During this time, Vincent Lingiari toured Australia with the assistance of several workers’ unions to raise awareness of the issues faced by his people, and to lobby politicians for recognition of Indigenous rights.

In 1975, the Whitlam government finally negotiated a deal with the Vesteys to return part of their traditional lands to the Gurindji people. On the 16th August 1975, Prime Minister Whitlam presented the deeds to Vincent Lingiari, and poured sand into his hands to symbolise the return of the country. Gurindji workers at Wave Hill.

The Gurindji campaign was an important influence on the passing of the Aboriginal Land Rights Act (Northern Territory) 1976. Today, Paul Kelly and Kev Carmody’s song is known across the nation, although fewer people know the story of the Gurindji strikers it tells of.

To find out more see the ABC article Lingiari's legacy: from little things big things grow


  • From Little Things Big Things Grow - lyrics

    Gather round people I'll tell you a story

    An eight year long story of power and pride

    'Bout British Lord Vestey and Vincent Lingiarri

    They were opposite men on opposite sides


    Vestey was fat with money and muscle

    Beef was his business, broad was his door

    Vincent was lean and spoke very little

    He had no bank balance, hard dirt was his floor


    From little things big things grow

    From little things big things grow


    Gurindji were working for nothing but rations

    Where once they had gathered the wealth of the land

    Daily the oppression got tighter and tighter

    Gurindji decided they must make a stand


    They picked up their swags and started off walking

    At Wattie Creek they sat themselves down

    Now it don't sound like much but it sure got tongues talking

    Back at the homestead and then in the town


    From little things big things grow

    From little things big things grow


    Vestey man said I'll double your wages

    Seven quid a week you'll have in your hand

    Vincent said uhuh we're not talking about wages

    We're sitting right here till we get our land


    Vestey man roared and Vestey man thundered

    You don't stand the chance of a cinder in snow

    Vince said if we fall others are rising


    From little things big things grow

    From little things big things grow


    Then Vincent Lingiarri boarded an aeroplane

    Landed in Sydney, big city of lights

    And daily he went round softly speaking his story

    To all kinds of men from all walks of life


    And Vincent sat down with big politicians

    This affair they told him is a matter of state

    Let us sort it out, your people are hungry

    Vincent said no thanks, we know how to wait


    From little things big things grow

    From little things big things grow


    Then Vincent Lingiarri returned in an aeroplane

    Back to his country once more to sit down

    And he told his people let the stars keep on turning

    We have friends in the south, in the cities and towns


    Eight years went by, eight long years of waiting

    Till one day a tall stranger appeared in the land

    And he came with lawyers and he came with great ceremony

    And through Vincent's fingers poured a handful of sand


    From little things big things grow

    From little things big things grow


    That was the story of Vincent Lingiarri

    But this is the story of something much more

    How power and privilege can not move a people

    Who know where they stand and stand in the law


    From little things big things grow

    From little things big things grow


    Copyright: Paul Kelly and Kev Carmody 

Stop and think: have you ever felt that something simply had to change?

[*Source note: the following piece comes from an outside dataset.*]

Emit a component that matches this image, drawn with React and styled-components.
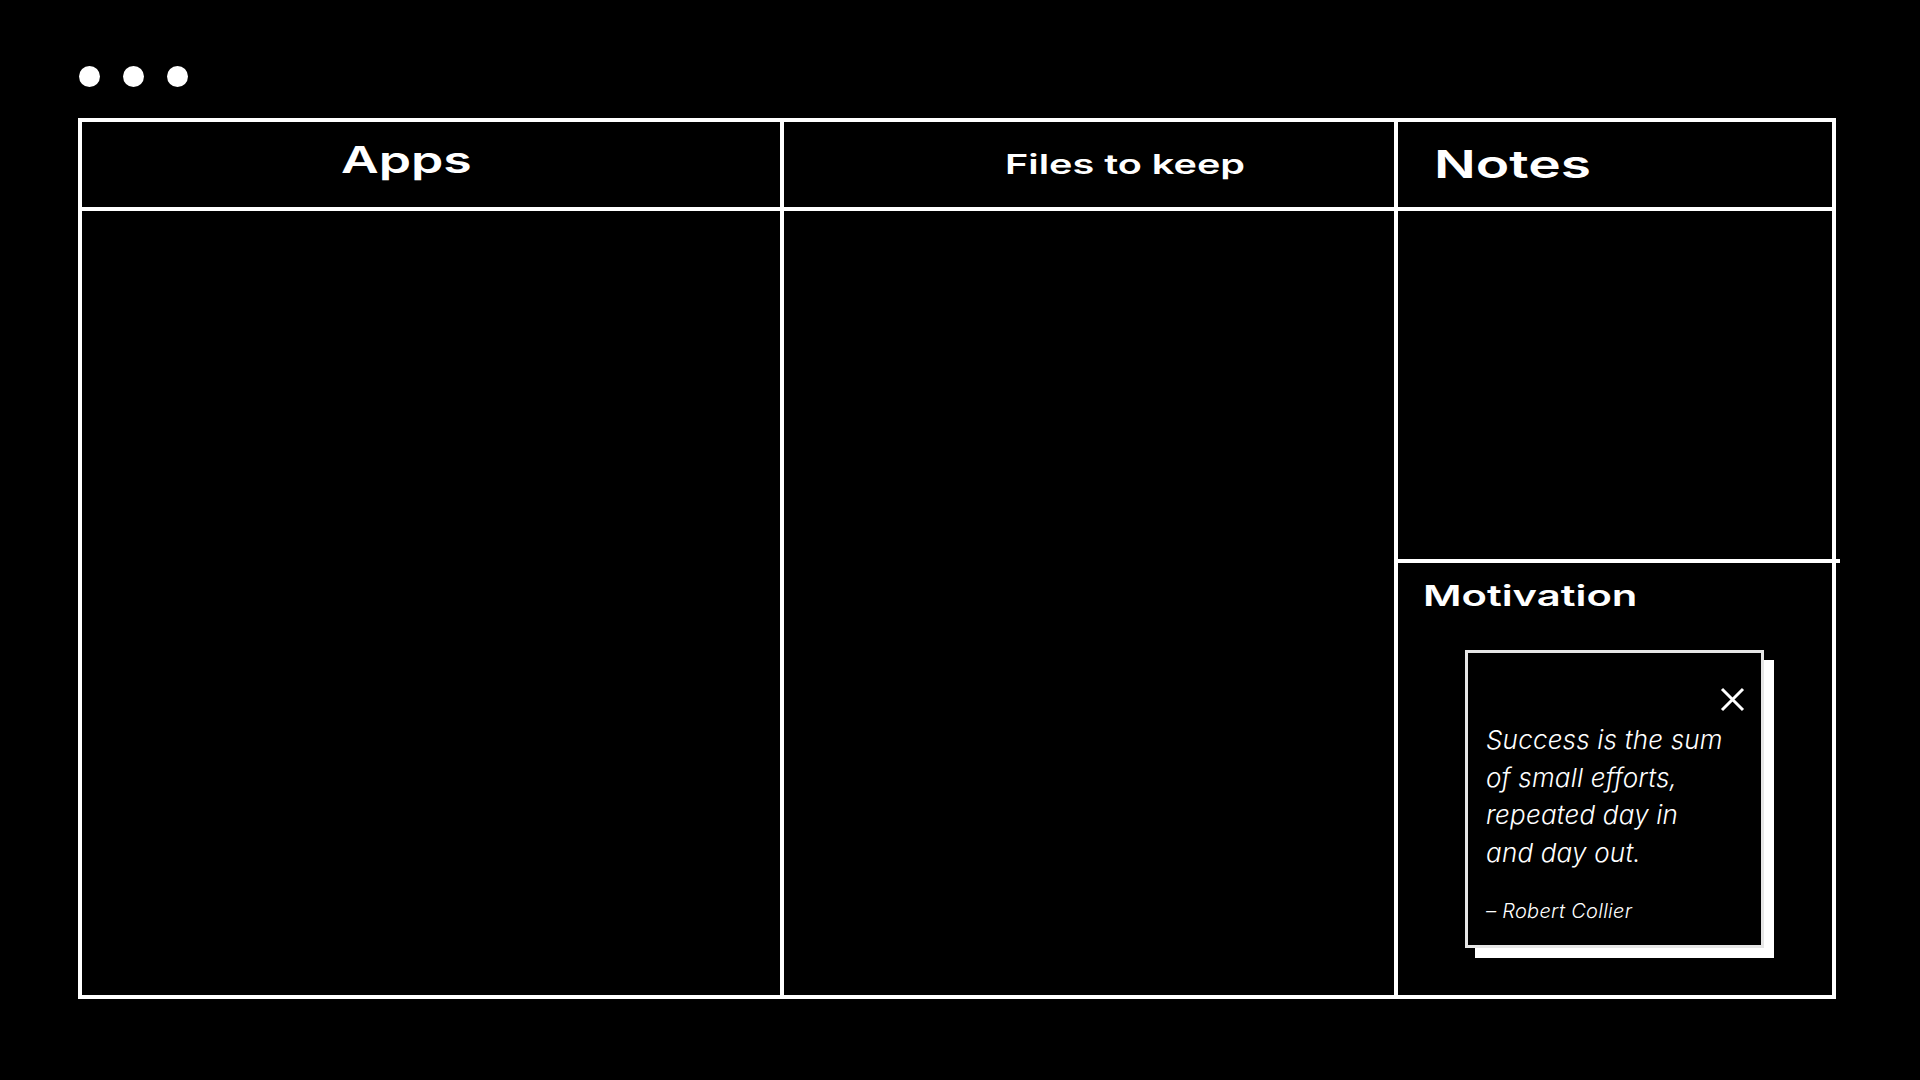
import React from 'react'
import styled, { createGlobalStyle } from 'styled-components'

const GlobalStyle = createGlobalStyle`
  html, body {
    margin: 0;
    padding: 0;
    background: #000;
  }
  body {
    font-family: Inter, "Noto Sans", sans-serif;
    color: #fff;
  }
`

const quote = ['Success is the sum', 'of small efforts,', 'repeated day in', 'and day out.']

const App = () => {
  return (
    <>
      <GlobalStyle />
      <Page>
        <Dots>
          <Dot />
          <Dot />
          <Dot />
        </Dots>
        <Frame>
          <Column>
            <Header $pad={259} $lift={10}>
              <Title $size={37}>Apps</Title>
            </Header>
          </Column>
          <Column>
            <Header $pad={221}>
              <Title $size={27.5} $stretch={1.44}>Files to keep</Title>
            </Header>
          </Column>
          <Column $last>
            <Header $pad={36}>
              <Title $size={38.5} $stretch={1.43}>Notes</Title>
            </Header>
            <NotesBody />
            <Divider />
            <Motivation>
              <Title $size={29} $stretch={1.44}>Motivation</Title>
              <QuoteCard>
                <CloseRow>
                  <CloseButton aria-label="close">
                    <svg width="25" height="25" viewBox="0 0 25 25">
                      <path d="M2 2 L23 23 M23 2 L2 23" stroke="#fff" strokeWidth="3" fill="none" />
                    </svg>
                  </CloseButton>
                </CloseRow>
                <Quote>
                  {quote.map((line, i) => (
                    <span key={i}>{line}<br /></span>
                  ))}
                </Quote>
                <Author>– Robert Collier</Author>
              </QuoteCard>
            </Motivation>
          </Column>
        </Frame>
      </Page>
    </>
  )
}

export default App

const Page = styled.div`
  width: 1920px;
  height: 1080px;
  box-sizing: border-box;
  padding: 66px 0 0 78px;
  background: #000;
  overflow: hidden;
`
const Dots = styled.div`
  display: flex;
  gap: 23px;
  padding-left: 1px;
  margin-bottom: 31px;
`
const Dot = styled.span`
  width: 21px;
  height: 21px;
  border-radius: 50%;
  background: #fff;
`
const Frame = styled.div`
  width: 1758px;
  height: 881px;
  box-sizing: border-box;
  border: 4px solid #fff;
  display: grid;
  grid-template-columns: 702px 614px 1fr;
`
const Column = styled.div`
  display: flex;
  flex-direction: column;
  box-sizing: border-box;
  border-right: ${(p) => (p.$last ? 'none' : '4px solid #fff')};
  min-width: 0;
`
const Header = styled.div`
  height: 89px;
  box-sizing: border-box;
  border-bottom: 4px solid #fff;
  display: flex;
  align-items: center;
  padding-left: ${(p) => p.$pad}px;
  padding-bottom: ${(p) => p.$lift || 0}px;
`
const Title = styled.h2`
  margin: 0;
  display: inline-block;
  font-family: Inter, "Noto Sans", sans-serif;
  font-weight: 600;
  font-size: ${(p) => p.$size}px;
  line-height: 1;
  color: #fff;
  white-space: nowrap;
  transform: scaleX(${(p) => p.$stretch || 1.4});
  transform-origin: left center;
`
const NotesBody = styled.div`
  height: 348px;
`
const Divider = styled.div`
  height: 4px;
  background: #fff;
  margin-right: -8px;
`
const Motivation = styled.div`
  flex: 1;
  padding: 18px 0 0 25px;
  display: flex;
  flex-direction: column;
  align-items: flex-start;
`
const QuoteCard = styled.div`
  margin: 40px 0 0 42px;
  width: 299px;
  height: 298px;
  box-sizing: border-box;
  border: 3px solid #e6e6e6;
  background: #000;
  box-shadow: 10px 10px 0 0 #fff;
  padding: 34px 16px 0 18px;
  display: flex;
  flex-direction: column;
`
const CloseRow = styled.div`
  display: flex;
  justify-content: flex-end;
`
const CloseButton = styled.button`
  background: none;
  border: none;
  padding: 0;
  width: 25px;
  height: 25px;
  cursor: pointer;
  display: flex;
`
const Quote = styled.p`
  margin: 9px 0 0;
  font-family: Inter, "Noto Sans", sans-serif;
  font-style: italic;
  font-weight: 300;
  font-size: 26px;
  line-height: 37.5px;
  letter-spacing: 0.2px;
  color: #fff;
  white-space: nowrap;
`
const Author = styled.p`
  margin: 28px 0 0;
  font-family: Inter, "Noto Sans", sans-serif;
  font-style: italic;
  font-weight: 300;
  font-size: 20px;
  line-height: 1.2;
  letter-spacing: 0.3px;
  color: #fff;
`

Imagine living your whole life in an isolated situation in which you were unjustly treated. Now imagine outsiders arriving and telling you to stand up for yourself. What mix of feelings and reactions might that cause in you? How might other members of your community react?

Imagine campaigning for justice for eight years! What kind of obstacles do you think the protestors would have had to overcome to continue their campaign and achieve their goals?

Whilst many Australians are familiar with Martin Luther King Jr and the African-American civil rights movement, the history of the Indigenous Australian civil rights movements and its heroes like Vincent Lingiari is still largely unknown in our country. The strength of this important movement in our national history and its champions is a rich part of our country’s history and character, and one worth celebrating as a nation.